§ Aim:
Quote from the first line below through the line that contains "useLayoutEffect, useRef, useState", both included, and leave the pictures out.

● ● ● ● ●

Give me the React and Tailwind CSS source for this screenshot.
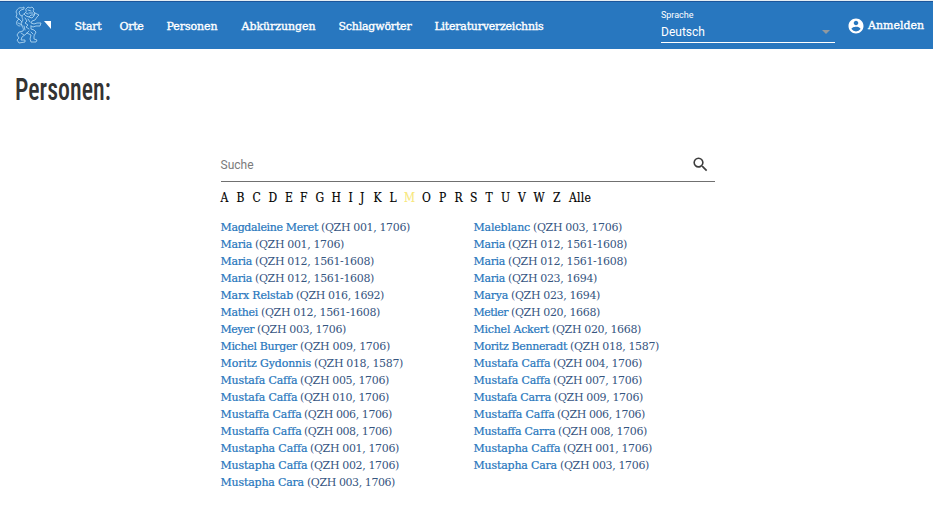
import { useLayoutEffect, useRef, useState } from "react";

// Sets a run of text to a given width by spreading its letters.
function Fit({ w, children, className = "" }) {
  const ref = useRef(null);
  const [space, setSpace] = useState(0);
  useLayoutEffect(() => {
    const natural = ref.current.getBoundingClientRect().width;
    setSpace((w - natural) / children.length);
  }, []);
  return (
    <span className={`inline-block whitespace-nowrap ${className}`} style={{ width: w }}>
      <span ref={ref} style={{ letterSpacing: space }}>{children}</span>
    </span>
  );
}

const left = [
  ["Magdaleine Meret", "(QZH 001, 1706)", 321, 410],
  ["Maria", "(QZH 001, 1706)", 255, 344],
  ["Maria", "(QZH 012, 1561-1608)", 255, 374],
  ["Maria", "(QZH 012, 1561-1608)", 255, 374],
  ["Marx Relstab", "(QZH 016, 1692)", 296, 384],
  ["Mathei", "(QZH 012, 1561-1608)", 261, 380],
  ["Meyer", "(QZH 003, 1706)", 257, 346],
  ["Michel Burger", "(QZH 009, 1706)", 300, 390],
  ["Moritz Gydonnis", "(QZH 018, 1587)", 314, 403],
  ["Mustafa Caffa", "(QZH 005, 1706)", 300, 389],
  ["Mustafa Caffa", "(QZH 010, 1706)", 300, 389],
  ["Mustaffa Caffa", "(QZH 006, 1706)", 304, 392],
  ["Mustaffa Caffa", "(QZH 008, 1706)", 304, 392],
  ["Mustapha Caffa", "(QZH 001, 1706)", 310, 399],
  ["Mustapha Caffa", "(QZH 002, 1706)", 310, 399],
  ["Mustapha Cara", "(QZH 003, 1706)", 307, 395],
];
const right = [
  ["Maleblanc", "(QZH 003, 1706)", 533, 622],
  ["Maria", "(QZH 012, 1561-1608)", 508, 627],
  ["Maria", "(QZH 012, 1561-1608)", 508, 627],
  ["Maria", "(QZH 023, 1694)", 508, 597],
  ["Marya", "(QZH 023, 1694)", 511, 600],
  ["Metler", "(QZH 020, 1668)", 511, 600],
  ["Michel Ackert", "(QZH 020, 1668)", 552, 641],
  ["Moritz Benneradt", "(QZH 018, 1587)", 570, 659],
  ["Mustafa Caffa", "(QZH 004, 1706)", 553, 642],
  ["Mustafa Caffa", "(QZH 007, 1706)", 553, 642],
  ["Mustafa Carra", "(QZH 009, 1706)", 554, 643],
  ["Mustaffa Caffa", "(QZH 006, 1706)", 557, 645],
  ["Mustaffa Carra", "(QZH 008, 1706)", 558, 647],
  ["Mustapha Caffa", "(QZH 001, 1706)", 563, 652],
  ["Mustapha Cara", "(QZH 003, 1706)", 560, 649],
];
const letters = [
  ["A", 16], ["B", 16], ["C", 16], ["D", 16.5], ["E", 15], ["F", 15.5], ["G", 16], ["H", 17],
  ["I", 11.5], ["J", 13.5], ["K", 16], ["L", 14.5], ["M", 18], ["O", 17], ["P", 15.5], ["R", 15.5],
  ["S", 15.5], ["T", 15.5], ["U", 17], ["V", 15.5], ["W", 19.5], ["Z", 16],
];
const nav = [
  ["Start", 27, 18], ["Orte", 24, 23], ["Personen", 51, 24], ["Abkürzungen", 74, 23],
  ["Schlagwörter", 73, 23], ["Literaturverzeichnis", 109, 0],
];

function Column({ rows, start }) {
  return (
    <ul className="w-[253px] text-[11px] leading-[17px]">
      {rows.map(([name, source, mid, end], i) => (
        <li key={i} className="flex h-[17px] whitespace-nowrap">
          <span className="shrink-0" style={{ width: mid - start }}>
            <Fit w={mid - start - 3} className="text-[#2676bd] [-webkit-text-stroke:0.2px_#2676bd]">{name}</Fit>
          </span>
          <Fit w={end - mid} className="text-[#36557f]">{source}</Fit>
        </li>
      ))}
    </ul>
  );
}

function Lion() {
  return (
    <svg className="h-[38px] w-7" viewBox="0 0 28 38" fill="none" stroke="#a9d3ef" strokeWidth="0.9" strokeLinecap="round" strokeLinejoin="round">
      <path d="M12 3 L14 1 L16 2 L18 1 L20 3 L19 5 L21 7 L20 9 L17 9 L15 11 L12 10 L10 8 L12 6Z" />
      <path d="M14 4 L17 5 M15 7 L19 7 M12 7 L14 8" />
      <path d="M10 8 C7 9 8 12 9 14 L7 17 L8 20 C9 22 10 23 9 25 L5 26 L3 29 L5 32 L3 34 L5 37 L11 36 L11 34 L7 34 L8 31 L12 28 L15 25" />
      <path d="M15 11 L18 12 L20 10 L21 7 L23 8 L25 9 L23 11 L21 14 L18 15 L17 17 L20 18 L23 17 L27 17 L26 20 L22 20 L19 21 L17 20" />
      <path d="M17 20 L17 23 L20 24 L22 26 L20 30 L20 33 L23 34 L22 36 L17 36 L16 33 L17 29 L13 27" />
      <path d="M6 20 C3 20 2 18 3 15 L5 13 L2 11 L3 8 L2 6 C3 3 5 1 8 2 L10 1 L10 3 L7 4 L5 6 L6 9 L8 10 M5 13 L8 16 M4 17 L8 19" />
      <path d="M11 12 L13 15 L11 17 L14 19 L12 21 L15 23 M14 13 L16 16 M10 20 L11 24 M7 27 L10 29 M17 26 L19 28" />
    </svg>
  );
}

export default function App() {
  return (
    <div className="h-[505px] w-[933px] overflow-hidden bg-white font-['DejaVu_Serif',serif]">
      <header className="flex h-[49px] items-start border-t border-[#e5edf3] bg-[#2877bf] text-white">
        <div className="flex h-12 w-[74.5px] items-start border-t border-[#1c569b] pt-[4px] pl-[14px]">
          <Lion />
          <svg className="mt-[15px] ml-[2px] h-2 w-[7px]" viewBox="0 0 7 8"><path d="M0 0H7V8Z" fill="#fff" /></svg>
        </div>
        <nav className="flex h-12 w-[586.5px] border-t border-[#1c569b] pt-[16px] text-[11px] leading-[17px] [-webkit-text-stroke:0.35px_white]">
          {nav.map(([label, w, gap]) => (
            <a key={label} style={{ marginRight: gap }} className="h-4"><Fit w={w}>{label}</Fit></a>
          ))}
        </nav>
        <div className="h-12 w-[174px] border-t border-[#1c569b] font-[Roboto,sans-serif]">
          <div className="h-[41px] border-b border-white pt-[7.5px]">
            <div className="text-[9px] leading-[11px]"><Fit w={32.5}>Sprache</Fit></div>
            <div className="flex items-center justify-between pt-[3px] pr-[5px] text-xs leading-[17px]">
              <Fit w={44}>Deutsch</Fit>
              <svg className="mt-[-1px] h-1 w-2" viewBox="0 0 8 4"><path d="M0 0H8L4 4Z" fill="#91999f" /></svg>
            </div>
          </div>
        </div>
        <a className="flex h-12 flex-1 items-start border-t border-[#1c569b] pt-[15px] pl-[12px] text-[11px] leading-[17px] [-webkit-text-stroke:0.35px_white]">
          <svg className="h-[18px] w-[18px]" viewBox="0 0 24 24" fill="white"><path d="M12 2C6.48 2 2 6.48 2 12s4.48 10 10 10 10-4.48 10-10S17.52 2 12 2zm0 3c1.66 0 3 1.34 3 3s-1.34 3-3 3-3-1.34-3-3 1.34-3 3-3zm0 14.2a7.2 7.2 0 0 1-6-3.22c.03-1.99 4-3.08 6-3.08s5.97 1.09 6 3.08a7.2 7.2 0 0 1-6 3.22z" /></svg>
          <span className="ml-[3px]"><Fit w={56}>Anmelden</Fit></span>
        </a>
      </header>
      <h1 className="mt-[20px] ml-[15px] h-[42px] w-[140px] origin-left scale-x-[0.77] font-[Roboto,sans-serif] text-[31px] leading-[42px] font-medium text-[#333] [font-stretch:condensed]">Personen:</h1>
      <main className="ml-[220.5px]">
        <div className="mt-[37px] flex h-[34px] w-[494.5px] items-start justify-between border-b border-[#707070] pr-[5px] font-[Roboto,sans-serif] text-xs">
          <span className="pt-[9px] leading-[17px] text-[#7b7b7b]"><Fit w={33}>Suche</Fit></span>
          <svg className="mt-[7px] h-[19px] w-[19px]" viewBox="0 0 24 24" fill="#3d3d3d"><path d="M15.5 14h-.79l-.28-.27A6.471 6.471 0 0 0 16 9.5 6.5 6.5 0 1 0 9.5 16c1.61 0 3.09-.59 4.23-1.57l.27.28v.79l5 4.99L20.49 19l-4.99-5zm-6 0C7.01 14 5 11.99 5 9.5S7.01 5 9.5 5 14 7.01 14 9.5 11.99 14 9.5 14z" /></svg>
        </div>
        <div className="mt-[8px] flex h-[17px] text-xs leading-[17px] text-black [font-stretch:condensed] [-webkit-text-stroke:0.15px]">
          {letters.map(([letter, w]) => (
            <a key={letter} style={{ width: w }} className={letter === "M" ? "shrink-0 text-[#f8e87c]" : "shrink-0"}>{letter}</a>
          ))}
          <Fit w={22}>Alle</Fit>
        </div>
        <div className="mt-[12px] flex">
          <Column rows={left} start={220.5} />
          <Column rows={right} start={473.5} />
        </div>
      </main>
    </div>
  );
}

● ● ● ● ●

§ Task response:
Give me the React and Tailwind CSS source for this screenshot.
import { useLayoutEffect, useRef, useState } from "react";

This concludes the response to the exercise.